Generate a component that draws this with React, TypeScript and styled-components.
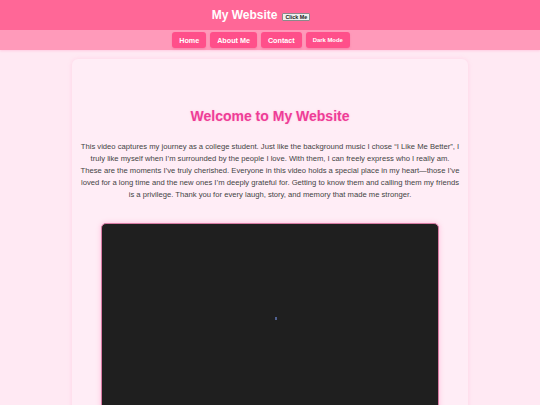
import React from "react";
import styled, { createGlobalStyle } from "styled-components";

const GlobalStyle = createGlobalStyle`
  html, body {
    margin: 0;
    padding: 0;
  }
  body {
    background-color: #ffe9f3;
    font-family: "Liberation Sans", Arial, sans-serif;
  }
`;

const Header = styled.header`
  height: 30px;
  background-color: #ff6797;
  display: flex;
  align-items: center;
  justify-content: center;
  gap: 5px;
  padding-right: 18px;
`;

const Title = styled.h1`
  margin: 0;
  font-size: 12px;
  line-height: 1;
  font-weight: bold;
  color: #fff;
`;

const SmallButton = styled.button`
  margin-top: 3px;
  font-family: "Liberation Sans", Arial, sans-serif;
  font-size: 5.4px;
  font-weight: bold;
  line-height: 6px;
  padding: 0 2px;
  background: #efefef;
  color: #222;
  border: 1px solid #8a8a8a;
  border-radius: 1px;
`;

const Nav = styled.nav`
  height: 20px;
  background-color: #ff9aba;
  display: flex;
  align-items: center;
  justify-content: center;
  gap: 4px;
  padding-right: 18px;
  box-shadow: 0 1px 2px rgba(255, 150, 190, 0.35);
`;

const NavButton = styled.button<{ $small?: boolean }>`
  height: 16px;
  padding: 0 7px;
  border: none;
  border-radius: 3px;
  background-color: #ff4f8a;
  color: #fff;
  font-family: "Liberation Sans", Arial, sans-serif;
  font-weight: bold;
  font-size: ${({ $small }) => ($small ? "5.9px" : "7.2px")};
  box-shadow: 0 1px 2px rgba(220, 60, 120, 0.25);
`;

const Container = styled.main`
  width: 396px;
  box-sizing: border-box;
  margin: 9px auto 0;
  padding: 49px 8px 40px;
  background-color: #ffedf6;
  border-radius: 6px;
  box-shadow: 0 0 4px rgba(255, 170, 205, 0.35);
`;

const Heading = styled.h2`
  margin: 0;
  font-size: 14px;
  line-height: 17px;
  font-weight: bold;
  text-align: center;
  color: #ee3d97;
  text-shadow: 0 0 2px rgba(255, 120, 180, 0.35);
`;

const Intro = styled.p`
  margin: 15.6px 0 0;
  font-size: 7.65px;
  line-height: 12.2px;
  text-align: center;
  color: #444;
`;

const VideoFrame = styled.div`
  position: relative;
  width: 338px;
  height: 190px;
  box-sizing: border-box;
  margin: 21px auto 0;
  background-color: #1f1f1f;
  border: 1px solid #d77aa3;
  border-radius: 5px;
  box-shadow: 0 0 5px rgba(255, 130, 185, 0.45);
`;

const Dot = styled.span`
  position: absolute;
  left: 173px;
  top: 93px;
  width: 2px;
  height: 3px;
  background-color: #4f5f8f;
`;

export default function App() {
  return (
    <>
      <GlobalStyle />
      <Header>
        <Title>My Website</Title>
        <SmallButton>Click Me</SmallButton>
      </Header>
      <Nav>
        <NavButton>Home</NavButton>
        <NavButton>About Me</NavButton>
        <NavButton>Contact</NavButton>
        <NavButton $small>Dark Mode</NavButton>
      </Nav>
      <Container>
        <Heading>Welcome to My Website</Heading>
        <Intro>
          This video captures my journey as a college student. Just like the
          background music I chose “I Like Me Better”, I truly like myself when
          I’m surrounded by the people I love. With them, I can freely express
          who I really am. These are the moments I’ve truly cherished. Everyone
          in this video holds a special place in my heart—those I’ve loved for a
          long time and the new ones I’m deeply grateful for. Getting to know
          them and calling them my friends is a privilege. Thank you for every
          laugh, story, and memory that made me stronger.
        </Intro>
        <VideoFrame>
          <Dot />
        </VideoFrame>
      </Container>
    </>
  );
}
○ ○ ○
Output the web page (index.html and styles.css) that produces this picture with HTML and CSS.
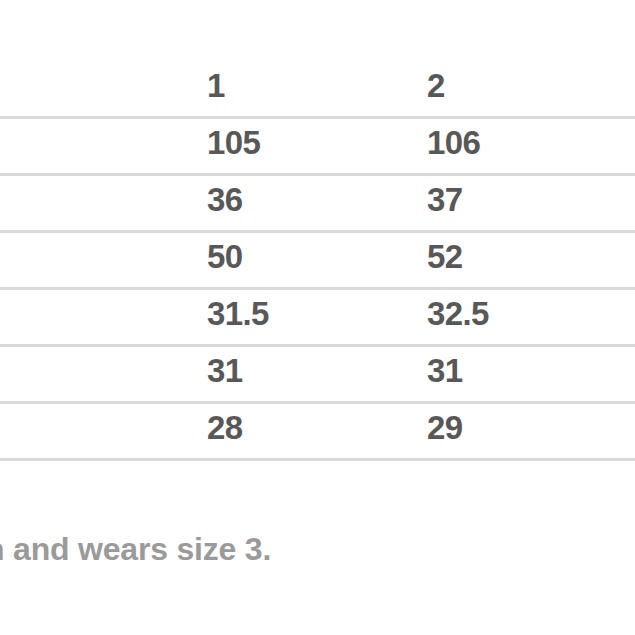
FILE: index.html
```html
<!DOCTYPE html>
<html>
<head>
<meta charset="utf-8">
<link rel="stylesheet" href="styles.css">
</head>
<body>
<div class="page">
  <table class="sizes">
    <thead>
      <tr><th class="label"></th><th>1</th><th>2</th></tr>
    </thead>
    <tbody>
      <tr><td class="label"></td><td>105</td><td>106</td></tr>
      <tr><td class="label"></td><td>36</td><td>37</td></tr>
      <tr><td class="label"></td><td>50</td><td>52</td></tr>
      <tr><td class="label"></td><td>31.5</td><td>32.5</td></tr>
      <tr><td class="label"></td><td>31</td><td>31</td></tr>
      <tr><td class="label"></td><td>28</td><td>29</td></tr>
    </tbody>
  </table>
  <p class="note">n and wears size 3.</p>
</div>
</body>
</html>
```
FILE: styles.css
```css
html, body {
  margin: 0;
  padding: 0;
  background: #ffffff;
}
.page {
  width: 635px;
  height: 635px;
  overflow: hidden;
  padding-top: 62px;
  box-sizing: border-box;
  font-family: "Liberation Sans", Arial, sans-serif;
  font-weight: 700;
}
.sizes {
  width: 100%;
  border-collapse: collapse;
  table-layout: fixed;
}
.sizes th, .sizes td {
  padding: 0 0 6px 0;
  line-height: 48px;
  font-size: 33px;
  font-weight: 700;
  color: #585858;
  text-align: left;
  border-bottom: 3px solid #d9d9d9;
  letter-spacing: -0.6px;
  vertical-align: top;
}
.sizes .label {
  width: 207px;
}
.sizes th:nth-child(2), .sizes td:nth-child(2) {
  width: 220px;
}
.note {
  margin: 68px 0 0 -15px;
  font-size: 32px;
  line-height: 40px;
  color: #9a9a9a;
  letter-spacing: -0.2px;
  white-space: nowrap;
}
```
○ ○ ○
TASK BRIEF:
Only lines with the word "index" are wanted, so copy each one from the records.

FINAL ANSWER:
Output the web page (index.html and styles.css) that produces this picture with HTML and CSS.
FILE: index.html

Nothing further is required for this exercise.